**SOURCE RECORDS**
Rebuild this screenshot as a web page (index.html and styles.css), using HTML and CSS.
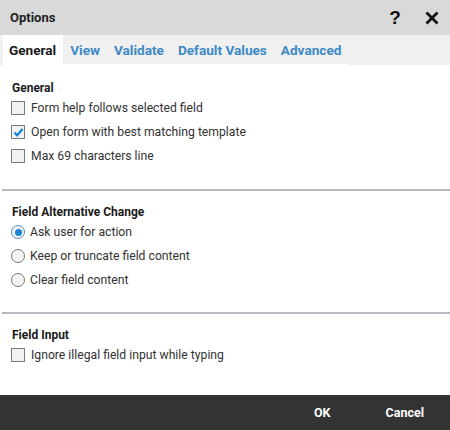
FILE: index.html
```html
<!DOCTYPE html>
<html>
<head>
<meta charset="utf-8">
<link rel="stylesheet" href="styles.css">
</head>
<body>
<div class="dialog">
  <div class="titlebar">
    <span class="title">Options</span>
    <span class="tb-btn help">?</span>
    <span class="tb-btn close">
      <svg width="14" height="14" viewBox="0 0 14 14"><path d="M2.5 2.5 L11.5 11.5 M11.5 2.5 L2.5 11.5" stroke="#111" stroke-width="2.8" stroke-linecap="square"/></svg>
    </span>
  </div>
  <div class="tabs">
    <div class="tab active">General</div>
    <div class="tab">View</div>
    <div class="tab">Validate</div>
    <div class="tab">Default Values</div>
    <div class="tab">Advanced</div>
  </div>
  <div class="content">
    <section class="group">
      <h3 class="group-title">General</h3>
      <label class="opt"><span class="cb"></span>Form help follows selected field</label>
      <label class="opt"><span class="cb checked"><svg width="11" height="11" viewBox="0 0 11 11"><path d="M1.5 5.5 L4.2 8.2 L9.5 2" fill="none" stroke="#1a87d6" stroke-width="2.4"/></svg></span>Open form with best matching template</label>
      <label class="opt"><span class="cb"></span>Max 69 characters line</label>
    </section>
    <hr class="sep">
    <section class="group">
      <h3 class="group-title">Field Alternative Change</h3>
      <label class="opt"><span class="rb checked"></span>Ask user for action</label>
      <label class="opt"><span class="rb"></span>Keep or truncate field content</label>
      <label class="opt"><span class="rb"></span>Clear field content</label>
    </section>
    <hr class="sep sep2">
    <section class="group">
      <h3 class="group-title">Field Input</h3>
      <label class="opt"><span class="cb"></span>Ignore illegal field input while typing</label>
    </section>
  </div>
  <div class="footer">
    <span class="fbtn">OK</span>
    <span class="fbtn">Cancel</span>
  </div>
</div>
</body>
</html>
```

FILE: styles.css
```css
* { box-sizing: border-box; }
html, body { margin: 0; padding: 0; }
body {
  width: 450px;
  height: 430px;
  font-family: Roboto, "Liberation Sans", sans-serif;
  background: #fff;
  overflow: hidden;
}
.dialog {
  display: flex;
  flex-direction: column;
  height: 430px;
}
.titlebar {
  height: 35px;
  background: #d9d9d9;
  display: flex;
  align-items: center;
  padding: 0 11px 0 10px;
}
.title {
  font-weight: bold;
  font-size: 13px;
  color: #222;
  flex: 1;
}
.tb-btn {
  display: flex;
  align-items: center;
  justify-content: center;
}
.help {
  font-family: "Liberation Sans", sans-serif;
  font-weight: bold;
  font-size: 19px;
  color: #111;
  width: 12px;
  margin-right: 24px;
}
.close { width: 14px; }
.tabs {
  height: 30px;
  background: #f0f0f0;
  display: flex;
  align-items: stretch;
  padding-left: 3px;
}
.tab {
  padding: 0 7px;
  display: flex;
  align-items: center;
  font-weight: bold;
  font-size: 13.6px;
  color: #3d8ac6;
  border-bottom: 1px solid #fff;
}
.tab.active {
  background: #fff;
  color: #1a1a1a;
  padding: 0 7px 0 6px;
}
.content {
  flex: 1;
  padding-top: 16px;
}
.group { padding: 0 11px; }
.group-title {
  margin: 0 0 0 1px;
  font-size: 12px;
  font-weight: bold;
  color: #1a1a1a;
  line-height: 15px;
}
.opt {
  display: flex;
  align-items: center;
  height: 24px;
  font-size: 12.2px;
  color: #333;
}
.cb {
  width: 14px;
  height: 14px;
  border: 1px solid #7a7a7a;
  background: #f2f2f2;
  margin-right: 6px;
  display: flex;
  align-items: center;
  justify-content: center;
}
.rb {
  width: 14px;
  height: 14px;
  border: 1px solid #7a7a7a;
  background: #f2f2f2;
  border-radius: 50%;
  margin-right: 5px;
  display: flex;
  align-items: center;
  justify-content: center;
}
.rb.checked::after {
  content: "";
  width: 7px;
  height: 7px;
  border-radius: 50%;
  background: #1a87d6;
}
.rb.checked { border-color: #5a8fc0; }
.sep {
  border: 0;
  border-top: 2px solid #b9b9c2;
  margin: 21px 0 14px 2px;
}
.sep2 { margin-top: 20px; }
.footer {
  height: 35px;
  background: #333;
  display: flex;
  align-items: center;
  justify-content: flex-end;
  padding-right: 26px;
}
.fbtn {
  color: #fff;
  font-weight: bold;
  font-size: 12.5px;
  margin-left: 55px;
}
```
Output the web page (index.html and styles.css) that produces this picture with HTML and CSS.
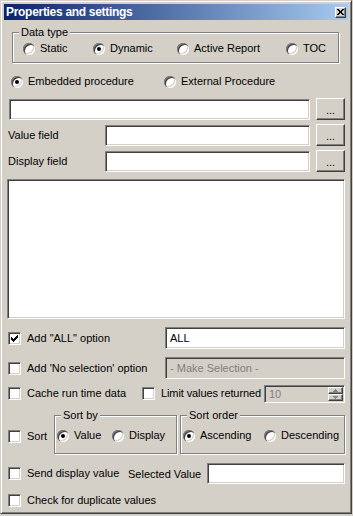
FILE: index.html
```html
<!DOCTYPE html>
<html lang="en">
<head>
    <meta charset="UTF-8">
    <meta name="viewport" content="width=device-width, initial-scale=1.0">
    <title>Properties and settings</title>
    <link rel="stylesheet" href="styles.css">
</head>
<body>
    <div class="window">
        <div class="titlebar">
            <span class="title">Properties and settings</span>
            <span class="closeBtn">
                <svg width="7" height="6" viewBox="0 0 7 6"><path d="M0 0h2v1h1v1h1V1h1V0h2v1H6v1H5v2h1v1h1v1H5V5H4V4H3v1H2v1H0V5h1V4h1V2H1V1H0z" fill="#000"/></svg>
            </span>
        </div>

        <div class="content">
            <fieldset class="group dataType">
                <legend>Data type</legend>
                <div class="radioRow">
                    <label class="opt"><span class="radio"></span>Static</label>
                    <label class="opt"><span class="radio checked"></span>Dynamic</label>
                    <label class="opt"><span class="radio"></span>Active Report</label>
                    <label class="opt"><span class="radio"></span>TOC</label>
                </div>
            </fieldset>

            <div class="procRow">
                <label class="opt"><span class="radio checked"></span>Embedded procedure</label>
                <label class="opt external"><span class="radio"></span>External Procedure</label>
            </div>

            <div class="fieldRow first">
                <div class="textbox wide"></div>
                <div class="btn">...</div>
            </div>
            <div class="fieldRow">
                <span class="fieldLabel">Value field</span>
                <div class="textbox"></div>
                <div class="btn">...</div>
            </div>
            <div class="fieldRow">
                <span class="fieldLabel">Display field</span>
                <div class="textbox"></div>
                <div class="btn">...</div>
            </div>

            <div class="listbox"></div>

            <div class="optRow allRow">
                <label class="opt checkCell"><span class="check checked"><svg width="7" height="7" viewBox="0 0 7 7"><path d="M0 2h1v3H0zM1 3h1v3H1zM2 4h1v3H2zM3 3h1v3H3zM4 2h1v3H4zM5 1h1v3H5zM6 0h1v3H6z" fill="#000"/></svg></span>Add "ALL" option</label>
                <div class="textbox">ALL</div>
            </div>
            <div class="optRow noSelRow">
                <label class="opt checkCell"><span class="check"></span>Add 'No selection' option</label>
                <div class="textbox disabled">- Make Selection -</div>
            </div>
            <div class="optRow cacheRow">
                <label class="opt cacheCell"><span class="check"></span>Cache run time data</label>
                <label class="opt limitCell"><span class="check"></span>Limit values returned</label>
                <div class="textbox disabled limitBox">
                    10
                    <span class="spinner">
                        <span class="spinBtn"><svg width="5" height="3" viewBox="0 0 5 3"><path d="M2 0h1v1h1v1h1v1H0V2h1V1h1z" fill="#808080"/></svg></span>
                        <span class="spinBtn"><svg width="5" height="3" viewBox="0 0 5 3"><path d="M0 0h5v1H4v1H3v1H2V2H1V1H0z" fill="#808080"/></svg></span>
                    </span>
                </div>
            </div>

            <div class="sortRow">
                <label class="opt sortCheck"><span class="check"></span>Sort</label>
                <fieldset class="group sortBy">
                    <legend>Sort by</legend>
                    <div class="radioRow">
                        <label class="opt"><span class="radio checked"></span>Value</label>
                        <label class="opt"><span class="radio"></span>Display</label>
                    </div>
                </fieldset>
                <fieldset class="group sortOrder">
                    <legend>Sort order</legend>
                    <div class="radioRow">
                        <label class="opt"><span class="radio checked"></span>Ascending</label>
                        <label class="opt"><span class="radio"></span>Descending</label>
                    </div>
                </fieldset>
            </div>

            <div class="optRow sendRow">
                <label class="opt sendCell"><span class="check"></span>Send display value</label>
                <span class="selLabel">Selected Value</span>
                <div class="textbox"></div>
            </div>
            <div class="optRow dupRow">
                <label class="opt"><span class="check"></span>Check for duplicate values</label>
            </div>
        </div>
    </div>
</body>
</html>
```

FILE: styles.css
```css
body {
    margin: 0;
    padding: 0;
    background-color: #d4d0c8;
    font-family: 'Liberation Sans', Arial, sans-serif;
    font-size: 11px;
    color: #000;
}
.window {
    width: 352px;
    height: 514px;
    box-sizing: border-box;
    border: 1px solid;
    border-color: #d4d0c8 #404040 #404040 #d4d0c8;
    box-shadow: inset 1px 1px 0 #fff, inset -1px -1px 0 #808080;
    padding: 3px;
    background-color: #d4d0c8;
}
.titlebar {
    height: 16px;
    display: flex;
    align-items: center;
    justify-content: space-between;
    padding: 0 2px;
    background: linear-gradient(to right, #0a246a, #a6caf0);
}
.title {
    color: #fff;
    font-weight: bold;
    font-size: 12px;
    letter-spacing: -0.3px;
    line-height: 14px;
}
.closeBtn {
    width: 11px;
    height: 11px;
    box-sizing: border-box;
    display: flex;
    align-items: center;
    justify-content: center;
    background-color: #d4d0c8;
    border: 1px solid;
    border-color: #fff #404040 #404040 #fff;
    box-shadow: inset -1px -1px 0 #808080;
}
.content {
    padding: 0 3px 0 4px;
}

/* group boxes */
.group {
    min-width: 0;
    margin: 0;
    border: 1px solid #808080;
    box-shadow: inset 1px 1px 0 #fff, 1px 1px 0 #fff;
}
.group legend {
    padding: 0 2px;
    line-height: 13px;
    background-color: #d4d0c8;
}
.dataType {
    margin: 6px 6px 0 4px;
    padding: 3px 0 7px 6px;
}
.dataType .radioRow {
    display: grid;
    grid-template-columns: 70px 84px 109px auto;
    margin-left: 4px;
}

/* radios and checks */
.opt {
    display: flex;
    align-items: center;
    line-height: 13px;
    height: 13px;
    white-space: nowrap;
}
.radio {
    position: relative;
    flex: none;
    width: 12px;
    height: 12px;
    margin-right: 5px;
    border-radius: 50%;
    background-color: #fff;
    box-shadow: inset 1px 1px 0 #808080, inset 2px 2px 0 #404040, inset -1px -1px 0 #fff, inset -2px -2px 0 #d4d0c8;
}
.radio.checked::after {
    content: '';
    position: absolute;
    left: 4px;
    top: 4px;
    width: 4px;
    height: 4px;
    border-radius: 50%;
    background-color: #000;
}
.check {
    flex: none;
    width: 13px;
    height: 13px;
    box-sizing: border-box;
    margin-right: 6px;
    display: flex;
    align-items: center;
    justify-content: center;
    background-color: #fff;
    border: 1px solid;
    border-color: #808080 #fff #fff #808080;
    box-shadow: inset 1px 1px 0 #404040, inset -1px -1px 0 #d4d0c8;
}

.procRow {
    display: flex;
    margin: 12px 0 0 3px;
}
.procRow .opt:first-child {
    width: 153px;
}

/* text fields and buttons */
.textbox {
    height: 21px;
    box-sizing: border-box;
    display: flex;
    align-items: center;
    padding: 0 1px 0 4px;
    background-color: #fff;
    border: 1px solid;
    border-color: #808080 #fff #fff #808080;
    box-shadow: inset 1px 1px 0 #404040, inset -1px -1px 0 #d4d0c8;
}
.textbox.disabled {
    background-color: #d4d0c8;
    color: #808080;
}
.btn {
    width: 29px;
    height: 22px;
    box-sizing: border-box;
    margin-left: 6px;
    padding-top: 3px;
    text-align: center;
    line-height: 16px;
    font-size: 11px;
    background-color: #d4d0c8;
    border: 1px solid;
    border-color: #fff #404040 #404040 #fff;
    box-shadow: inset -1px -1px 0 #808080;
}
.fieldRow {
    display: flex;
    align-items: center;
    height: 22px;
    margin-top: 4px;
}
.fieldRow.first {
    margin-top: 10px;
}
.fieldRow .textbox {
    width: 206px;
}
.fieldRow .textbox.wide {
    width: 302px;
    margin-left: 1px;
}
.fieldLabel {
    width: 97px;
}
.listbox {
    height: 140px;
    margin: 7px 0 0 -1px;
    box-sizing: border-box;
    background-color: #fff;
    border: 1px solid;
    border-color: #808080 #fff #fff #808080;
    box-shadow: inset 1px 1px 0 #404040, inset -1px -1px 0 #d4d0c8;
}

/* option rows */
.optRow {
    display: flex;
    align-items: center;
}
.checkCell {
    width: 157px;
}
.allRow, .noSelRow {
    margin-top: 8px;
}
.allRow .textbox, .noSelRow .textbox {
    flex: 1;
    height: 22px;
}
.cacheRow {
    margin-top: 5px;
    height: 19px;
}
.cacheCell {
    width: 134px;
}
.limitCell {
    width: 122px;
    letter-spacing: -0.1px;
}
.limitBox {
    flex: 1;
    height: 18px;
}
.spinner {
    margin-left: auto;
    display: flex;
    flex-direction: column;
}
.spinBtn {
    width: 15px;
    height: 7px;
    box-sizing: border-box;
    display: flex;
    align-items: center;
    justify-content: center;
    background-color: #d4d0c8;
    border: 1px solid;
    border-color: #fff #404040 #404040 #fff;
    box-shadow: inset -1px -1px 0 #808080;
}

/* sort groups */
.sortRow {
    display: flex;
    align-items: flex-start;
    margin-top: 6px;
}
.sortCheck {
    width: 46px;
    margin-top: 21px;
}
.sortRow .group {
    padding: 7px 0 11px 2px;
}
.sortRow .group legend {
    margin-left: 4px;
}
.sortRow .radioRow {
    display: grid;
}
.sortBy {
    width: 123px;
    box-sizing: border-box;
}
.sortBy .radioRow {
    grid-template-columns: 55px auto;
}
.sortOrder {
    width: 165px;
    box-sizing: border-box;
    margin-left: 3px;
}
.sortOrder .radioRow {
    grid-template-columns: 81px auto;
}

.sendRow {
    margin-top: 9px;
}
.sendCell {
    width: 120px;
}
.selLabel {
    width: 79px;
}
.sendRow .textbox {
    flex: 1;
}
.dupRow {
    margin-top: 10px;
}
```
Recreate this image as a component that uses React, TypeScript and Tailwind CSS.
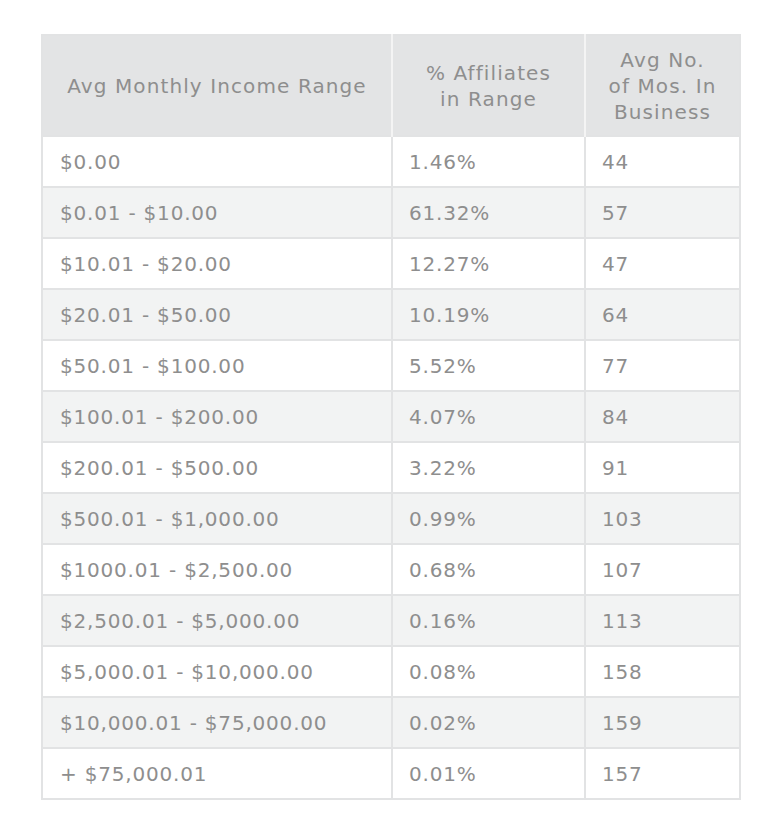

**TASK INSTRUCTIONS**
Collect from the data above every line that includes "page".

**SOLUTION TO THE PROBLEM**
Rebuild this screenshot as a web page (index.html and styles.css), using HTML and CSS.
Output the web page (index.html and styles.css) that produces this picture with HTML and CSS.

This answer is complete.